I am building a SLURM multi-cluster setup, with a slurmdbd hosted on-premises and a slurmctld node in Oracle Cloud. The slurmctld is able to connect to the slurmdbd, but receives this error message when I try to connect to the database in any way:
sacct: error: slurm_persist_conn_open: Something happened with the receiving/processing of the persistent connection init message to <IP_ADDRESS>: Failed to unpack SLURM_PERSIST_INIT message
sacct: error: slurmdbd: Sending PersistInit msg: No error
JobID JobName Partition Account AllocCPUS State ExitCode
------------ ---------- ---------- ---------- ---------- ---------- --------
sacct: error: slurm_persist_conn_open: Something happened with the receiving/processing of the persistent connection init message to <IP_ADDRESS>: Failed to unpack SLURM_PERSIST_INIT message
sacct: error: slurmdbd: Sending PersistInit msg: No error
sacct: error: slurmdbd: DBD_GET_JOBS_COND failure: Unspecified error
Looking at the /var/log/slurm/slurmdbd.log file on my slurmdbd cluster, it records this error:
[2022-03-11T08:29:47.541] error: Munge decode failed: Invalid credential
[2022-03-11T08:29:47.541] auth/munge: _print_cred: ENCODED: Wed Dec 31 19:00:00 1969
[2022-03-11T08:29:47.541] auth/munge: _print_cred: DECODED: Wed Dec 31 19:00:00 1969
[2022-03-11T08:29:47.541] error: slurm_unpack_received_msg: auth_g_verify: REQUEST_PERSIST_INIT has authentication error: Unspecified error
[2022-03-11T08:29:47.541] error: slurm_unpack_received_msg: Protocol authentication error
[2022-03-11T08:29:47.551] error: CONN:10 Failed to unpack SLURM_PERSIST_INIT message
To ensure that my credentials are valid, I have copied the slurmdbd's MUNGE key to the slurmctld via SCP, ensured that the UID and GID of the slurm and munge users on all nodes are identical, and made sure that the clocks are all in sync.
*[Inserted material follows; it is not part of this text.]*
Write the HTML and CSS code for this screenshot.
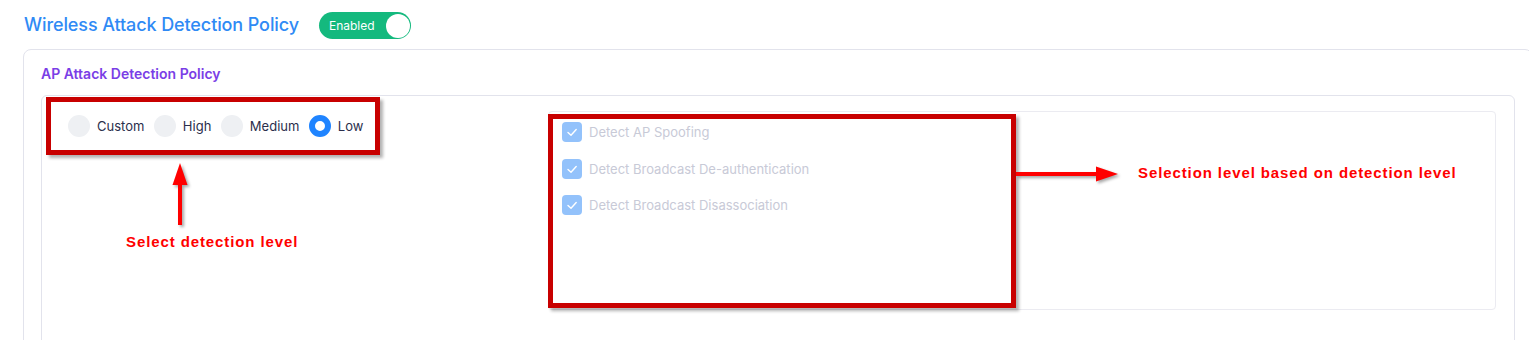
FILE: index.html
```html
<!DOCTYPE html>
<html lang="en">
<head>
    <meta charset="UTF-8">
    <meta name="viewport" content="width=device-width, initial-scale=1.0">
    <title>Wireless Attack Detection Policy</title>
    <link rel="stylesheet" href="styles.css">
</head>
<body>
    <div class="page">
        <div class="head">
            <h1 class="title">Wireless Attack Detection Policy</h1>
            <span class="toggle">
                <span class="toggle-text">Enabled</span>
                <span class="knob"></span>
            </span>
        </div>

        <section class="card">
            <h2 class="card-title">AP Attack Detection Policy</h2>
            <div class="policy">
                <div class="levels">
                    <label class="radio"><span class="dot"></span>Custom</label>
                    <label class="radio"><span class="dot"></span>High</label>
                    <label class="radio"><span class="dot"></span>Medium</label>
                    <label class="radio"><span class="dot on"></span>Low</label>
                </div>
                <div class="checks">
                    <div class="check">
                        <span class="box"><svg viewBox="0 0 20 20"><polyline points="6,10.5 9,13.2 14.2,7.5"/></svg></span>
                        Detect AP Spoofing
                    </div>
                    <div class="check">
                        <span class="box"><svg viewBox="0 0 20 20"><polyline points="6,10.5 9,13.2 14.2,7.5"/></svg></span>
                        Detect Broadcast De-authentication
                    </div>
                    <div class="check">
                        <span class="box"><svg viewBox="0 0 20 20"><polyline points="6,10.5 9,13.2 14.2,7.5"/></svg></span>
                        Detect Broadcast Disassociation
                    </div>
                </div>
            </div>
        </section>

        <!-- annotations drawn over the screenshot -->
        <div class="mark mark-levels"></div>
        <div class="mark mark-checks"></div>
        <svg class="arrow arrow-up" width="20" height="64" viewBox="0 0 20 64">
            <rect x="8" y="18" width="4" height="44"/>
            <polygon points="10,0 17.5,22 2.5,22"/>
        </svg>
        <svg class="arrow arrow-right" width="104" height="20" viewBox="0 0 104 20">
            <rect x="0" y="8" width="84" height="4"/>
            <polygon points="102,10 80,2.5 80,17.5"/>
        </svg>
        <span class="note note-levels">Select detection level</span>
        <span class="note note-checks">Selection level based on detection level</span>
    </div>
</body>
</html>
```

FILE: styles.css
```css
body {
    margin: 0;
    background: #fff;
    font-family: 'Inter', 'Noto Sans', sans-serif;
    overflow: hidden;
}

.page {
    position: relative;
    padding: 12px 0 0 23px;
}

.head {
    display: flex;
    align-items: center;
    gap: 20px;
    height: 27px;
    margin-bottom: 10px;
}

.title {
    margin: 0 0 3px 1px;
    font-size: 18px;
    font-weight: 500;
    color: #2f8af5;
    letter-spacing: -0.1px;
}

.toggle {
    display: flex;
    align-items: center;
    justify-content: space-between;
    width: 92px;
    height: 27px;
    box-sizing: border-box;
    padding: 0 1px 0 10px;
    border-radius: 14px;
    background: #14b97e;
}

.toggle-text {
    color: #fff;
    font-size: 12px;
}

.knob {
    width: 24px;
    height: 24px;
    border-radius: 50%;
    background: #fff;
}

.card {
    width: 1510px;
    box-sizing: border-box;
    border: 1px solid #e2e3ec;
    border-radius: 8px;
    padding: 14px 17px 40px;
}

.card-title {
    margin: 0 0 11px 0;
    font-size: 14px;
    font-weight: 600;
    line-height: 20px;
    color: #7a3ee6;
}

.policy {
    display: grid;
    grid-template-columns: 480px 1fr;
    gap: 8px;
    border: 1px solid #e2e3ec;
    border-radius: 6px;
    padding: 15px 18px 60px;
}

.levels {
    display: flex;
    align-items: center;
    gap: 9.5px;
    padding: 4px 8px;
    height: 22px;
}

.radio {
    display: flex;
    align-items: center;
    gap: 7px;
    font-size: 13px;
    color: #2b2f4c;
}

.dot {
    width: 22px;
    height: 22px;
    box-sizing: border-box;
    border-radius: 50%;
    background: #eef0f3;
}

.dot.on {
    background: #fff;
    border: 6px solid #1f84ff;
}

.checks {
    height: 199px;
    box-sizing: border-box;
    border: 1px solid #ebebf1;
    border-radius: 4px;
    padding: 10px 13px;
    display: flex;
    flex-direction: column;
    gap: 16.5px;
}

.check {
    display: flex;
    align-items: center;
    gap: 7px;
    height: 20px;
    font-size: 13px;
    color: #c8cad7;
}

.box {
    width: 20px;
    height: 20px;
    border-radius: 4px;
    background: #93c2fb;
}

.box svg {
    display: block;
    width: 20px;
    height: 20px;
    fill: none;
    stroke: #fff;
    stroke-width: 1.4;
    stroke-linecap: round;
    stroke-linejoin: round;
}

/* annotations */
.mark {
    position: absolute;
    border: 5px solid #c80000;
    box-shadow: 3px 3px 3px rgba(0, 0, 0, 0.3);
}

.mark-levels {
    left: 46px;
    top: 97px;
    width: 324px;
    height: 48px;
}

.mark-checks {
    left: 548px;
    top: 114px;
    width: 458px;
    height: 184px;
}

.arrow {
    position: absolute;
    fill: #ff0000;
    filter: drop-shadow(2px 2px 1.5px rgba(0, 0, 0, 0.35));
}

.arrow-up {
    left: 170px;
    top: 163px;
}

.arrow-right {
    left: 1016px;
    top: 164px;
}

.note {
    position: absolute;
    color: #ff0000;
    font-family: 'Liberation Sans', Arial, sans-serif;
    font-weight: bold;
    font-size: 15px;
    line-height: 16px;
    letter-spacing: 0.9px;
    white-space: nowrap;
}

.note-levels {
    left: 126px;
    top: 234px;
}

.note-checks {
    left: 1138px;
    top: 165px;
}
```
When I munge and unmunge on either server, it successfully decodes the encrypted message. However, when I try to authenticate the credential from one server to the other using the echo foo | ssh user@server munge | unmunge
command, it gives me a response of unmunge: error: invalid credential
. What could I be doing to still receive this response? What should I do to make sure that my credential is valid?